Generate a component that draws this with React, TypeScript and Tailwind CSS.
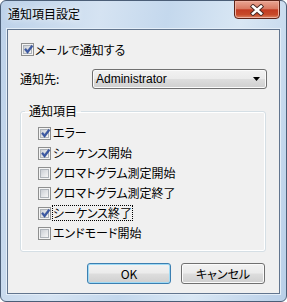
import React from 'react';

const btnBg = 'bg-[linear-gradient(#f2f2f2_0%,#ebebeb_48%,#dddddd_52%,#cfcfcf_100%)]';

const CheckBox: React.FC<{ checked?: boolean }> = ({ checked }) => (
    <span className="relative block w-[13px] h-[13px] shrink-0 border border-[#8e8f8f] bg-[#f4f4f4] p-[1px]">
        <span className="block w-full h-full border border-[#aeb3b9] bg-[linear-gradient(135deg,#cbcfd5,#f6f6f6)]" />
        {checked && (
            <svg className="absolute left-[1px] top-[0px]" width="11" height="11" viewBox="0 0 11 11">
                <path d="M1.5 5.6 L3 4.4 L4.5 6.4 L8.6 1.2 L10 2.3 L4.6 9.4 Z" fill="#3c5aa6" stroke="#1f3a82" strokeWidth="0.5" />
            </svg>
        )}
    </span>
);

const Item: React.FC<{ label: string; checked?: boolean; focused?: boolean }> = ({ label, checked, focused }) => (
    <div className="flex items-center h-[20px]">
        <CheckBox checked={checked} />
        <span className={`ml-[1px] leading-[14px] border ${focused ? 'border-dotted border-black' : 'border-transparent'}`}>{label}</span>
    </div>
);

const items = [
    { label: 'エラー', checked: true },
    { label: 'シーケンス開始', checked: true },
    { label: 'クロマトグラム測定開始', checked: false },
    { label: 'クロマトグラム測定終了', checked: false },
    { label: 'シーケンス終了', checked: true, focused: true },
    { label: 'エンドモード開始', checked: false },
];

export default function App() {
    return (
        <div className="w-[287px] h-[302px] rounded-[6px] border border-[#4b5e77] bg-[linear-gradient(100deg,#bcd1e9_0%,#d5e3f2_30%,#c4d8ed_50%,#d9e7f4_72%,#b9cfe8_100%)] flex flex-col px-[6px] pb-[7px] text-[12px] text-black [font-family:'Noto_Sans_CJK_JP','Noto_Sans',sans-serif] [font-feature-settings:'palt']">
            <div className="h-[28px] flex items-start shrink-0">
                <div className="pt-[5px] pl-[1px] leading-[16px] [text-shadow:0_0_6px_#ffffff]">通知項目設定</div>
                <div className="ml-auto -mt-[1px] w-[46px] h-[19px] rounded-b-[4px] border border-[#5c2318] bg-[linear-gradient(#e9a593_0%,#d97a63_45%,#c23b22_52%,#c74a2a_80%,#dc8766_100%)] shadow-[inset_0_0_0_1px_#eeb0a0] flex items-center justify-center">
                    <svg width="18" height="12" viewBox="0 0 18 12">
                        <path d="M5 2.5 L13 9.5 M13 2.5 L5 9.5" stroke="#4a2a24" strokeWidth="4.4" strokeLinecap="square" />
                        <path d="M5 2.5 L13 9.5 M13 2.5 L5 9.5" stroke="#ffffff" strokeWidth="2.6" strokeLinecap="square" />
                    </svg>
                </div>
            </div>
            <div className="flex-1 border border-[#62758e] bg-[#f0f0f0] shadow-[0_0_0_1px_#e4eef8] flex flex-col pl-[12px] pr-[12px]">
                <div className="flex items-center h-[13px] mt-[13px] pl-[1px]">
                    <CheckBox checked />
                    <span className="ml-[1px] leading-[14px]">メールで通知する</span>
                </div>
                <div className="flex items-center h-[20px] mt-[13px]">
                    <span className="leading-[14px]">通知先:</span>
                    <div className={`ml-auto w-[175px] h-[20px] rounded-[3px] border border-[#707070] ${btnBg} shadow-[inset_0_0_0_1px_#fbfbfb] flex items-center pl-[3px] pr-[6px]`}>
                        <span className="[font-family:'Liberation_Sans',Arial,sans-serif] leading-[14px]">Administrator</span>
                        <svg className="ml-auto" width="7" height="4" viewBox="0 0 7 4">
                            <path d="M0 0 H7 L3.5 4 Z" fill="#000" />
                        </svg>
                    </div>
                </div>
                <fieldset className="mt-[14px] mr-[1px] h-[149px] border border-[#d5dfe5] rounded-[3px] shadow-[inset_0_0_0_1px_#ffffff]">
                    <legend className="ml-[4px] px-[4px] leading-[16px]">通知項目</legend>
                    <div className="pl-[17px] pt-[4px]">
                        {items.map(it => (
                            <Item key={it.label} label={it.label} checked={it.checked} focused={it.focused} />
                        ))}
                    </div>
                </fieldset>
                <div className="flex justify-end gap-[10px] mt-[11px] mr-[2px]">
                    <button className={`w-[84px] h-[21px] rounded-[3px] border border-[#3c7fb1] ${btnBg} shadow-[inset_0_0_0_1px_#9fdaf5] leading-[14px]`}>OK</button>
                    <button className={`w-[84px] h-[21px] rounded-[3px] border border-[#707070] ${btnBg} shadow-[inset_0_0_0_1px_#fbfbfb] leading-[14px]`}>キャンセル</button>
                </div>
            </div>
        </div>
    );
}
--
= Instruction =
In the copy, include no pictures; restate the listing above exactly.

= Correct answer =
Generate a component that draws this with React, TypeScript and Tailwind CSS.
import React from 'react';

const btnBg = 'bg-[linear-gradient(#f2f2f2_0%,#ebebeb_48%,#dddddd_52%,#cfcfcf_100%)]';

const CheckBox: React.FC<{ checked?: boolean }> = ({ checked }) => (
    <span className="relative block w-[13px] h-[13px] shrink-0 border border-[#8e8f8f] bg-[#f4f4f4] p-[1px]">
        <span className="block w-full h-full border border-[#aeb3b9] bg-[linear-gradient(135deg,#cbcfd5,#f6f6f6)]" />
        {checked && (
            <svg className="absolute left-[1px] top-[0px]" width="11" height="11" viewBox="0 0 11 11">
                <path d="M1.5 5.6 L3 4.4 L4.5 6.4 L8.6 1.2 L10 2.3 L4.6 9.4 Z" fill="#3c5aa6" stroke="#1f3a82" strokeWidth="0.5" />
            </svg>
        )}
    </span>
);

const Item: React.FC<{ label: string; checked?: boolean; focused?: boolean }> = ({ label, checked, focused }) => (
    <div className="flex items-center h-[20px]">
        <CheckBox checked={checked} />
        <span className={`ml-[1px] leading-[14px] border ${focused ? 'border-dotted border-black' : 'border-transparent'}`}>{label}</span>
    </div>
);

const items = [
    { label: 'エラー', checked: true },
    { label: 'シーケンス開始', checked: true },
    { label: 'クロマトグラム測定開始', checked: false },
    { label: 'クロマトグラム測定終了', checked: false },
    { label: 'シーケンス終了', checked: true, focused: true },
    { label: 'エンドモード開始', checked: false },
];

export default function App() {
    return (
        <div className="w-[287px] h-[302px] rounded-[6px] border border-[#4b5e77] bg-[linear-gradient(100deg,#bcd1e9_0%,#d5e3f2_30%,#c4d8ed_50%,#d9e7f4_72%,#b9cfe8_100%)] flex flex-col px-[6px] pb-[7px] text-[12px] text-black [font-family:'Noto_Sans_CJK_JP','Noto_Sans',sans-serif] [font-feature-settings:'palt']">
            <div className="h-[28px] flex items-start shrink-0">
                <div className="pt-[5px] pl-[1px] leading-[16px] [text-shadow:0_0_6px_#ffffff]">通知項目設定</div>
                <div className="ml-auto -mt-[1px] w-[46px] h-[19px] rounded-b-[4px] border border-[#5c2318] bg-[linear-gradient(#e9a593_0%,#d97a63_45%,#c23b22_52%,#c74a2a_80%,#dc8766_100%)] shadow-[inset_0_0_0_1px_#eeb0a0] flex items-center justify-center">
                    <svg width="18" height="12" viewBox="0 0 18 12">
                        <path d="M5 2.5 L13 9.5 M13 2.5 L5 9.5" stroke="#4a2a24" strokeWidth="4.4" strokeLinecap="square" />
                        <path d="M5 2.5 L13 9.5 M13 2.5 L5 9.5" stroke="#ffffff" strokeWidth="2.6" strokeLinecap="square" />
                    </svg>
                </div>
            </div>
            <div className="flex-1 border border-[#62758e] bg-[#f0f0f0] shadow-[0_0_0_1px_#e4eef8] flex flex-col pl-[12px] pr-[12px]">
                <div className="flex items-center h-[13px] mt-[13px] pl-[1px]">
                    <CheckBox checked />
                    <span className="ml-[1px] leading-[14px]">メールで通知する</span>
                </div>
                <div className="flex items-center h-[20px] mt-[13px]">
                    <span className="leading-[14px]">通知先:</span>
                    <div className={`ml-auto w-[175px] h-[20px] rounded-[3px] border border-[#707070] ${btnBg} shadow-[inset_0_0_0_1px_#fbfbfb] flex items-center pl-[3px] pr-[6px]`}>
                        <span className="[font-family:'Liberation_Sans',Arial,sans-serif] leading-[14px]">Administrator</span>
                        <svg className="ml-auto" width="7" height="4" viewBox="0 0 7 4">
                            <path d="M0 0 H7 L3.5 4 Z" fill="#000" />
                        </svg>
                    </div>
                </div>
                <fieldset className="mt-[14px] mr-[1px] h-[149px] border border-[#d5dfe5] rounded-[3px] shadow-[inset_0_0_0_1px_#ffffff]">
                    <legend className="ml-[4px] px-[4px] leading-[16px]">通知項目</legend>
                    <div className="pl-[17px] pt-[4px]">
                        {items.map(it => (
                            <Item key={it.label} label={it.label} checked={it.checked} focused={it.focused} />
                        ))}
                    </div>
                </fieldset>
                <div className="flex justify-end gap-[10px] mt-[11px] mr-[2px]">
                    <button className={`w-[84px] h-[21px] rounded-[3px] border border-[#3c7fb1] ${btnBg} shadow-[inset_0_0_0_1px_#9fdaf5] leading-[14px]`}>OK</button>
                    <button className={`w-[84px] h-[21px] rounded-[3px] border border-[#707070] ${btnBg} shadow-[inset_0_0_0_1px_#fbfbfb] leading-[14px]`}>キャンセル</button>
                </div>
            </div>
        </div>
    );
}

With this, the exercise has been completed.